Exercise details: Leave out the pictures and reproduce all of the data exactly.

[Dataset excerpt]
·····

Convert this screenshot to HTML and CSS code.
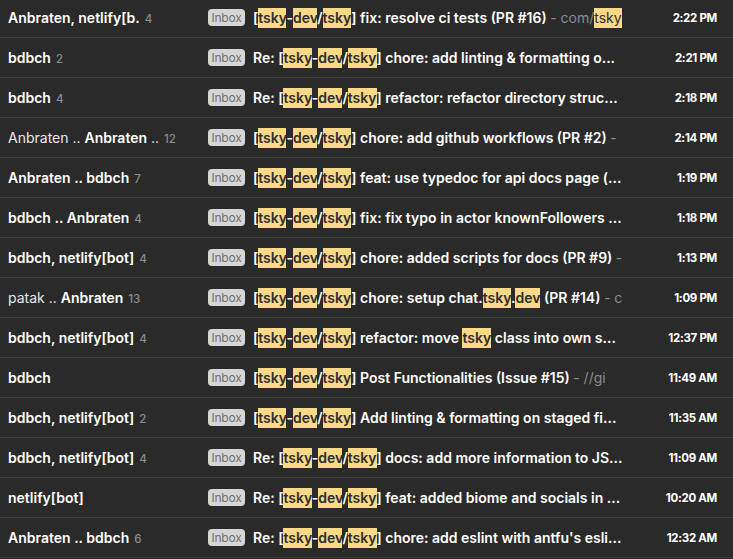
FILE: index.html
```html
<!DOCTYPE html>
<html lang="en">

<head>
    <meta charset="UTF-8">
    <meta name="viewport" content="width=device-width, initial-scale=1.0">
    <title>Inbox</title>
    <link rel="stylesheet" href="styles.css">
</head>

<body>

    <div id="threads">
        <div class="thread">
            <div class="sender"><b>Anbraten, netlify[b.</b><span class="count">4</span></div>
            <span class="badge">Inbox</span>
            <div class="subject">[<mark>tsky</mark>-<mark>dev</mark>/<mark>tsky</mark>] fix: resolve ci tests (PR #16) <span class="snippet">- com/<mark>tsky</mark></span></div>
            <div class="time">2:22 PM</div>
        </div>
        <div class="thread">
            <div class="sender"><b>bdbch</b><span class="count">2</span></div>
            <span class="badge">Inbox</span>
            <div class="subject">Re: [<mark>tsky</mark>-<mark>dev</mark>/<mark>tsky</mark>] chore: add linting &amp; formatting o...</div>
            <div class="time">2:21 PM</div>
        </div>
        <div class="thread">
            <div class="sender"><b>bdbch</b><span class="count">4</span></div>
            <span class="badge">Inbox</span>
            <div class="subject">Re: [<mark>tsky</mark>-<mark>dev</mark>/<mark>tsky</mark>] refactor: refactor directory struc...</div>
            <div class="time">2:18 PM</div>
        </div>
        <div class="thread">
            <div class="sender">Anbraten .. <b>Anbraten</b> ..<span class="count">12</span></div>
            <span class="badge">Inbox</span>
            <div class="subject">[<mark>tsky</mark>-<mark>dev</mark>/<mark>tsky</mark>] chore: add github workflows (PR #2) <span class="snippet">- </span></div>
            <div class="time">2:14 PM</div>
        </div>
        <div class="thread">
            <div class="sender"><b>Anbraten .. bdbch</b><span class="count">7</span></div>
            <span class="badge">Inbox</span>
            <div class="subject">[<mark>tsky</mark>-<mark>dev</mark>/<mark>tsky</mark>] feat: use typedoc for api docs page (...</div>
            <div class="time">1:19 PM</div>
        </div>
        <div class="thread">
            <div class="sender"><b>bdbch .. Anbraten</b><span class="count">4</span></div>
            <span class="badge">Inbox</span>
            <div class="subject">[<mark>tsky</mark>-<mark>dev</mark>/<mark>tsky</mark>] fix: fix typo in actor knownFollowers ...</div>
            <div class="time">1:18 PM</div>
        </div>
        <div class="thread">
            <div class="sender"><b>bdbch, netlify[bot]</b><span class="count">4</span></div>
            <span class="badge">Inbox</span>
            <div class="subject">[<mark>tsky</mark>-<mark>dev</mark>/<mark>tsky</mark>] chore: added scripts for docs (PR #9) <span class="snippet">- </span></div>
            <div class="time">1:13 PM</div>
        </div>
        <div class="thread">
            <div class="sender">patak .. <b>Anbraten</b><span class="count">13</span></div>
            <span class="badge">Inbox</span>
            <div class="subject">[<mark>tsky</mark>-<mark>dev</mark>/<mark>tsky</mark>] chore: setup chat.<mark>tsky</mark>.<mark>dev</mark> (PR #14) <span class="snippet">- c</span></div>
            <div class="time">1:09 PM</div>
        </div>
        <div class="thread">
            <div class="sender"><b>bdbch, netlify[bot]</b><span class="count">4</span></div>
            <span class="badge">Inbox</span>
            <div class="subject">[<mark>tsky</mark>-<mark>dev</mark>/<mark>tsky</mark>] refactor: move <mark>tsky</mark> class into own s...</div>
            <div class="time">12:37 PM</div>
        </div>
        <div class="thread">
            <div class="sender"><b>bdbch</b></div>
            <span class="badge">Inbox</span>
            <div class="subject">[<mark>tsky</mark>-<mark>dev</mark>/<mark>tsky</mark>] Post Functionalities (Issue #15) <span class="snippet">- //gi</span></div>
            <div class="time">11:49 AM</div>
        </div>
        <div class="thread">
            <div class="sender"><b>bdbch, netlify[bot]</b><span class="count">2</span></div>
            <span class="badge">Inbox</span>
            <div class="subject">[<mark>tsky</mark>-<mark>dev</mark>/<mark>tsky</mark>] Add linting &amp; formatting on staged fi...</div>
            <div class="time">11:35 AM</div>
        </div>
        <div class="thread">
            <div class="sender"><b>bdbch, netlify[bot]</b><span class="count">4</span></div>
            <span class="badge">Inbox</span>
            <div class="subject">Re: [<mark>tsky</mark>-<mark>dev</mark>/<mark>tsky</mark>] docs: add more information to JS...</div>
            <div class="time">11:09 AM</div>
        </div>
        <div class="thread">
            <div class="sender"><b>netlify[bot]</b></div>
            <span class="badge">Inbox</span>
            <div class="subject">Re: [<mark>tsky</mark>-<mark>dev</mark>/<mark>tsky</mark>] feat: added biome and socials in ...</div>
            <div class="time">10:20 AM</div>
        </div>
        <div class="thread">
            <div class="sender"><b>Anbraten .. bdbch</b><span class="count">6</span></div>
            <span class="badge">Inbox</span>
            <div class="subject">Re: [<mark>tsky</mark>-<mark>dev</mark>/<mark>tsky</mark>] chore: add eslint with antfu's esli...</div>
            <div class="time">12:32 AM</div>
        </div>
    </div>

</body>

</html>
```

FILE: styles.css
```css
/* Reset */
* {
    box-sizing: border-box;
    margin: 0;
    padding: 0;
}

body {
    background-color: #2a2a2a;
    color: #fff;
    font-family: Inter, 'Noto Sans', sans-serif;
    overflow: hidden;
}

/* Thread list */
#threads {
    margin-top: -2px;
}

.thread {
    display: flex;
    align-items: center;
    height: 40px;
    padding: 0 16px 0 8px;
    border-bottom: 1px solid #3d3d3d;
    white-space: nowrap;
}

.sender {
    flex: none;
    width: 200px;
    overflow: hidden;
    font-size: 14px;
    font-weight: 400;
    color: #e8e8e8;
}

.sender b {
    font-weight: 600;
    color: #fff;
}

.sender .count {
    margin-left: 5px;
    font-size: 11.5px;
    font-weight: 500;
    color: #8c8c8c;
}

/* Inbox label */
.badge {
    flex: none;
    width: 37px;
    height: 17px;
    line-height: 17px;
    margin-right: 8px;
    border-radius: 4px;
    background-color: #d6d6d6;
    color: #707070;
    font-size: 12px;
    text-align: center;
    letter-spacing: -0.2px;
}

.subject {
    flex: none;
    width: 370px;
    overflow: hidden;
    font-size: 14px;
    font-weight: 600;
    line-height: 20px;
}

.subject mark {
    padding: 2px 0;
    background-color: #fbd986;
    color: #2e2e2e;
}

.snippet {
    font-weight: 400;
    color: #8c8c8c;
}

.time {
    flex: 1;
    text-align: right;
    font-size: 11.5px;
    font-weight: 700;
    letter-spacing: -0.3px;
}
```
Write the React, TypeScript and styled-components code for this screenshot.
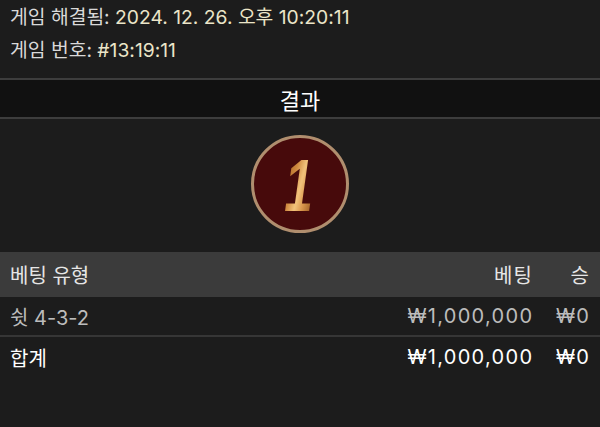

·····

Exercise result:
Convert this screenshot to HTML and CSS code.
FILE: index.html
```html
<!DOCTYPE html>
<html lang="en">

<head>
    <meta charset="UTF-8">
    <meta name="viewport" content="width=device-width, initial-scale=1.0">
    <title>Inbox</title>
    <link rel="stylesheet" href="styles.css">
</head>

<body>

    <div id="threads">
        <div class="thread">
            <div class="sender"><b>Anbraten, netlify[b.</b><span class="count">4</span></div>
            <span class="badge">Inbox</span>
            <div class="subject">[<mark>tsky</mark>-<mark>dev</mark>/<mark>tsky</mark>] fix: resolve ci tests (PR #16) <span class="snippet">- com/<mark>tsky</mark></span></div>
            <div class="time">2:22 PM</div>
        </div>
        <div class="thread">
            <div class="sender"><b>bdbch</b><span class="count">2</span></div>
            <span class="badge">Inbox</span>
            <div class="subject">Re: [<mark>tsky</mark>-<mark>dev</mark>/<mark>tsky</mark>] chore: add linting &amp; formatting o...</div>
            <div class="time">2:21 PM</div>
        </div>
        <div class="thread">
            <div class="sender"><b>bdbch</b><span class="count">4</span></div>
            <span class="badge">Inbox</span>
            <div class="subject">Re: [<mark>tsky</mark>-<mark>dev</mark>/<mark>tsky</mark>] refactor: refactor directory struc...</div>
            <div class="time">2:18 PM</div>
        </div>
        <div class="thread">
            <div class="sender">Anbraten .. <b>Anbraten</b> ..<span class="count">12</span></div>
            <span class="badge">Inbox</span>
            <div class="subject">[<mark>tsky</mark>-<mark>dev</mark>/<mark>tsky</mark>] chore: add github workflows (PR #2) <span class="snippet">- </span></div>
            <div class="time">2:14 PM</div>
        </div>
        <div class="thread">
            <div class="sender"><b>Anbraten .. bdbch</b><span class="count">7</span></div>
            <span class="badge">Inbox</span>
            <div class="subject">[<mark>tsky</mark>-<mark>dev</mark>/<mark>tsky</mark>] feat: use typedoc for api docs page (...</div>
            <div class="time">1:19 PM</div>
        </div>
        <div class="thread">
            <div class="sender"><b>bdbch .. Anbraten</b><span class="count">4</span></div>
            <span class="badge">Inbox</span>
            <div class="subject">[<mark>tsky</mark>-<mark>dev</mark>/<mark>tsky</mark>] fix: fix typo in actor knownFollowers ...</div>
            <div class="time">1:18 PM</div>
        </div>
        <div class="thread">
            <div class="sender"><b>bdbch, netlify[bot]</b><span class="count">4</span></div>
            <span class="badge">Inbox</span>
            <div class="subject">[<mark>tsky</mark>-<mark>dev</mark>/<mark>tsky</mark>] chore: added scripts for docs (PR #9) <span class="snippet">- </span></div>
            <div class="time">1:13 PM</div>
        </div>
        <div class="thread">
            <div class="sender">patak .. <b>Anbraten</b><span class="count">13</span></div>
            <span class="badge">Inbox</span>
            <div class="subject">[<mark>tsky</mark>-<mark>dev</mark>/<mark>tsky</mark>] chore: setup chat.<mark>tsky</mark>.<mark>dev</mark> (PR #14) <span class="snippet">- c</span></div>
            <div class="time">1:09 PM</div>
        </div>
        <div class="thread">
            <div class="sender"><b>bdbch, netlify[bot]</b><span class="count">4</span></div>
            <span class="badge">Inbox</span>
            <div class="subject">[<mark>tsky</mark>-<mark>dev</mark>/<mark>tsky</mark>] refactor: move <mark>tsky</mark> class into own s...</div>
            <div class="time">12:37 PM</div>
        </div>
        <div class="thread">
            <div class="sender"><b>bdbch</b></div>
            <span class="badge">Inbox</span>
            <div class="subject">[<mark>tsky</mark>-<mark>dev</mark>/<mark>tsky</mark>] Post Functionalities (Issue #15) <span class="snippet">- //gi</span></div>
            <div class="time">11:49 AM</div>
        </div>
        <div class="thread">
            <div class="sender"><b>bdbch, netlify[bot]</b><span class="count">2</span></div>
            <span class="badge">Inbox</span>
            <div class="subject">[<mark>tsky</mark>-<mark>dev</mark>/<mark>tsky</mark>] Add linting &amp; formatting on staged fi...</div>
            <div class="time">11:35 AM</div>
        </div>
        <div class="thread">
            <div class="sender"><b>bdbch, netlify[bot]</b><span class="count">4</span></div>
            <span class="badge">Inbox</span>
            <div class="subject">Re: [<mark>tsky</mark>-<mark>dev</mark>/<mark>tsky</mark>] docs: add more information to JS...</div>
            <div class="time">11:09 AM</div>
        </div>
        <div class="thread">
            <div class="sender"><b>netlify[bot]</b></div>
            <span class="badge">Inbox</span>
            <div class="subject">Re: [<mark>tsky</mark>-<mark>dev</mark>/<mark>tsky</mark>] feat: added biome and socials in ...</div>
            <div class="time">10:20 AM</div>
        </div>
        <div class="thread">
            <div class="sender"><b>Anbraten .. bdbch</b><span class="count">6</span></div>
            <span class="badge">Inbox</span>
            <div class="subject">Re: [<mark>tsky</mark>-<mark>dev</mark>/<mark>tsky</mark>] chore: add eslint with antfu's esli...</div>
            <div class="time">12:32 AM</div>
        </div>
    </div>

</body>

</html>
```

FILE: styles.css
```css
/* Reset */
* {
    box-sizing: border-box;
    margin: 0;
    padding: 0;
}

body {
    background-color: #2a2a2a;
    color: #fff;
    font-family: Inter, 'Noto Sans', sans-serif;
    overflow: hidden;
}

/* Thread list */
#threads {
    margin-top: -2px;
}

.thread {
    display: flex;
    align-items: center;
    height: 40px;
    padding: 0 16px 0 8px;
    border-bottom: 1px solid #3d3d3d;
    white-space: nowrap;
}

.sender {
    flex: none;
    width: 200px;
    overflow: hidden;
    font-size: 14px;
    font-weight: 400;
    color: #e8e8e8;
}

.sender b {
    font-weight: 600;
    color: #fff;
}

.sender .count {
    margin-left: 5px;
    font-size: 11.5px;
    font-weight: 500;
    color: #8c8c8c;
}

/* Inbox label */
.badge {
    flex: none;
    width: 37px;
    height: 17px;
    line-height: 17px;
    margin-right: 8px;
    border-radius: 4px;
    background-color: #d6d6d6;
    color: #707070;
    font-size: 12px;
    text-align: center;
    letter-spacing: -0.2px;
}

.subject {
    flex: none;
    width: 370px;
    overflow: hidden;
    font-size: 14px;
    font-weight: 600;
    line-height: 20px;
}

.subject mark {
    padding: 2px 0;
    background-color: #fbd986;
    color: #2e2e2e;
}

.snippet {
    font-weight: 400;
    color: #8c8c8c;
}

.time {
    flex: 1;
    text-align: right;
    font-size: 11.5px;
    font-weight: 700;
    letter-spacing: -0.3px;
}
```
Write the React, TypeScript and styled-components code for this screenshot.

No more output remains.